Abstract - Injury 1999 Apr;30(3):209-14
Early continuous noninvasive hemodynamic monitoring after severe blunt trauma.
Velmahos GC; Wo CC; Demetriades D; Shoemaker WC Department of Surgery, University of Southern California School of Medicine, Los Angeles, USA.
BACKGROUND: Invasive haemodynamic parameters obtained by pulmonary artery (PA) catheterization from survivors' patterns were reported to provide criteria for therapeutic goals in high-risk elective surgery and accidental injuries. This approach is limited because PA catheterization requires critical care conditions; however, noninvasive methods can provide early information anywhere in the hospital.
OBJECTIVES: To evaluate the feasibility of using noninvasive haemodynamic monitoring of patients with severe blunt trauma immediately after emergency department (ED) admission and to describe the early time course of haemodynamic events in survivors and nonsurvivors of blunt trauma.

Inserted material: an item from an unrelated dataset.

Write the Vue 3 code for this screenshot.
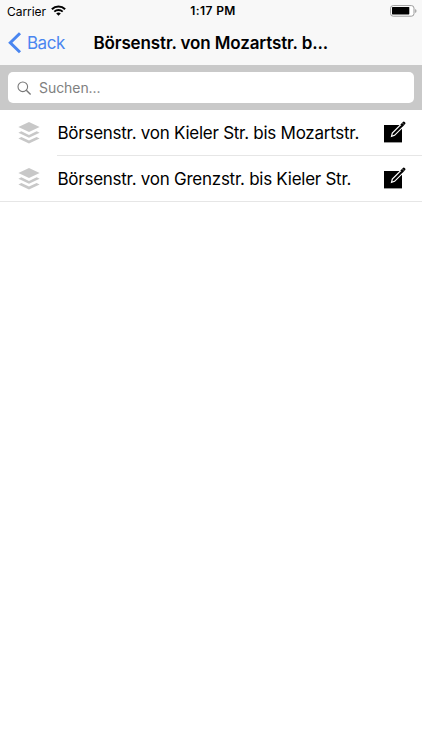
<script setup>
const rows = [
  { id: 1, label: 'Börsenstr. von Kieler Str. bis Mozartstr.' },
  { id: 2, label: 'Börsenstr. von Grenzstr. bis Kieler Str.' },
]
</script>

<template>
  <div class="screen">
    <header class="top">
      <div class="status">
        <div class="carrier">
          <span class="carrier-name">Carrier</span>
          <svg class="wifi" width="15" height="11" viewBox="0 0 15 11">
            <path d="M0.9 4.2a9.4 9.4 0 0 1 13.2 0" fill="none" stroke="#000" stroke-width="2.1" />
            <path d="M3.3 6.7a6 6 0 0 1 8.4 0" fill="none" stroke="#000" stroke-width="1.8" />
            <path d="M5.2 8.5a3.3 3.3 0 0 1 4.6 0L7.5 10.8z" fill="#000" />
          </svg>
        </div>
        <div class="clock">1:17 PM</div>
        <svg class="battery" width="27" height="12" viewBox="0 0 27 12">
          <rect x="0.6" y="0.6" width="23.4" height="10.6" rx="2.6" fill="#fff" stroke="#9b9b9b" stroke-width="1" />
          <rect x="2" y="2" width="17.3" height="7.4" rx="0.6" fill="#000" />
          <path d="M25.2 4v4a2.2 2.2 0 0 0 0-4z" fill="#9b9b9b" />
        </svg>
      </div>
      <nav class="nav">
        <a class="back">
          <svg width="14" height="22" viewBox="0 0 14 22">
            <path d="M12 1.2L2.3 10.7L12 20.2" fill="none" stroke="#4a86f0" stroke-width="3" />
          </svg>
          <span class="back-label">Back</span>
        </a>
        <h1 class="title">Börsenstr. von Mozartstr. b...</h1>
      </nav>
    </header>

    <div class="search">
      <div class="field">
        <svg class="glass" width="15" height="15" viewBox="0 0 15 15" fill="none" stroke="#777">
          <circle cx="5.8" cy="5.8" r="4.8" stroke-width="1.1" />
          <path d="M9.3 9.3L13.6 13.5" stroke-width="1.4" />
        </svg>
        <span class="placeholder">Suchen...</span>
      </div>
    </div>

    <ul class="list">
      <li v-for="row in rows" :key="row.id" class="row">
        <svg class="layers" width="22" height="22" viewBox="0 0 22 22" fill="#c8c8c8">
          <path d="M11 0L21.6 5L11 10L0.4 5z" />
          <path d="M0.4 10.7L3.4 9.3L11 12.9L18.6 9.3L21.6 10.7L11 15.7z" />
          <path d="M0.4 16.4L3.4 15L11 18.6L18.6 15L21.6 16.4L11 21.4z" />
        </svg>
        <div class="body">
          <span class="label">{{ row.label }}</span>
          <svg class="edit" width="23" height="22" viewBox="0 0 23 22">
            <rect x="1" y="4" width="18" height="17.4" fill="#000" />
            <path d="M15.6 4L18.3 1.3L21.8 4.8L19 7.6V4z" fill="#fff" />
            <path d="M8.5 15.4L9.3 12L18.3 3L20.6 5.3L11.6 14.3z" fill="#000" stroke="#fff" stroke-width="1.2" />
            <path d="M17.4 3.4L20.2 0.8Q20.9 0.2 21.6 0.9L22.2 1.5Q22.8 2.2 22.2 2.9L19.6 5.7z" fill="#000" />
            <path d="M19.5 2.1L21 3.6" stroke="#fff" stroke-width="0.5" />
          </svg>
        </div>
      </li>
    </ul>
  </div>
</template>

<style>
body {
  background: #fff;
}
</style>

<style scoped>
.screen {
  width: 422px;
  height: 750px;
  overflow: hidden;
  background: #fff;
  color: #000;
  font-family: Inter, "Liberation Sans", sans-serif;
  white-space: nowrap;
}
.top {
  height: 65px;
  background: #f8f8f8;
}
.status {
  display: grid;
  grid-template-columns: 1fr auto 1fr;
  align-items: center;
  height: 22px;
  padding: 0 5px 0 7px;
}
.carrier {
  display: flex;
  align-items: center;
  gap: 5px;
}
.carrier-name {
  font-size: 12px;
  letter-spacing: -0.05px;
}
.wifi {
  margin-top: -2px;
}
.clock {
  margin: -1px 0 0 2px;
  font-size: 12px;
  font-weight: 600;
  letter-spacing: 0.42px;
}
.battery {
  justify-self: end;
  margin-top: -1px;
}
.nav {
  display: flex;
  align-items: center;
  height: 42px;
  padding-left: 8px;
}
.back {
  display: flex;
  align-items: center;
  gap: 5px;
  width: 85.5px;
  color: #4a86f0;
}
.back-label {
  font-size: 17px;
  letter-spacing: -0.5px;
}
.title {
  margin: 0;
  font-size: 17px;
  font-weight: 600;
  letter-spacing: -0.13px;
}
.search {
  height: 45px;
  padding: 7px 8px;
  box-sizing: border-box;
  background: #c9c9c9;
}
.field {
  display: flex;
  align-items: center;
  gap: 7px;
  height: 31px;
  padding-left: 9px;
  box-sizing: border-box;
  border-radius: 5px;
  background: #fff;
}
.glass {
  margin-top: 2px;
}
.placeholder {
  color: #808080;
  font-size: 14px;
  letter-spacing: -0.06px;
}
.list {
  margin: 0;
  padding: 0;
  list-style: none;
}
.row {
  display: flex;
  align-items: flex-start;
  height: 46px;
  padding-left: 18px;
  box-sizing: border-box;
}
.row:last-child {
  border-bottom: 1px solid #e6e6e6;
}
.layers {
  margin-top: 12px;
  margin-right: 17px;
}
.body {
  display: flex;
  flex: 1;
  align-items: flex-start;
  justify-content: space-between;
  height: 46px;
  padding-right: 16px;
  box-sizing: border-box;
}
.row:not(:last-child) .body {
  border-bottom: 1px solid #e6e6e6;
}
.edit {
  margin-top: 11px;
}
.label {
  padding-left: 0.5px;
  font-size: 17px;
  line-height: 46px;
  letter-spacing: -0.26px;
}
</style>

SETTING: A large, academic, level-I trauma centre.
DESIGN: Prospective, descriptive haemodynamic study.
PATIENTS AND METHODS: 38 severely injured patients, 22 (58%) survivors and 16 (42%) nonsurvivors, with ISS > 15 were monitored by: (a) an improved thoracic bioelectric impedance device that estimated cardiac output noninvasively and continuously, (b) simultaneous arterial oxygen saturation by pulse oximetry, (c) noninvasive blood pressure measurement and (d) transcutaneous oxygen and carbon dioxide sensors. The patients were monitored as soon as possible upon arrival at the ED and continued during the first 24 h or more after admission. When the patient reached the ICU, monitoring by PA catheterization was undertaken to validate the noninvasive methods and for continued diagnostic evaluations.
RESULTS: Cardiac output estimations by thermodilution and bioimpedance were well correlated; r = 0.91. Survivors started with high cardiac index (CI) values that subsequently rose to over 4 L/min/m2; arterial oxygen saturation (SaO2), transcutaneous oxygen tension and transcutaneous-oxygen-tension-to-inspired-fraction-of-oxygen-concentr ati on (PtcO2/FiO2) values were normal in survivors and higher than those of the nonsurvivors. In the 1st h after admission, nonsurvivors' blood pressures were higher than normal and higher than that of the survivors, but in the 2nd and 3rd h, both groups were in the normal range; thereafter, nonsurvivors' values were lower than survivors' and often lower than normal.
CONCLUSIONS: The noninvasive haemodynamic monitoring system provides reasonably accurate, continuous, on-line, real-time display of haemodynamic data that show marked differences in the early patterns of survivors and nonsurvivors. The study suggests noninvasive monitoring may be used for early detection and correction of posttraumatic circulatory deficits.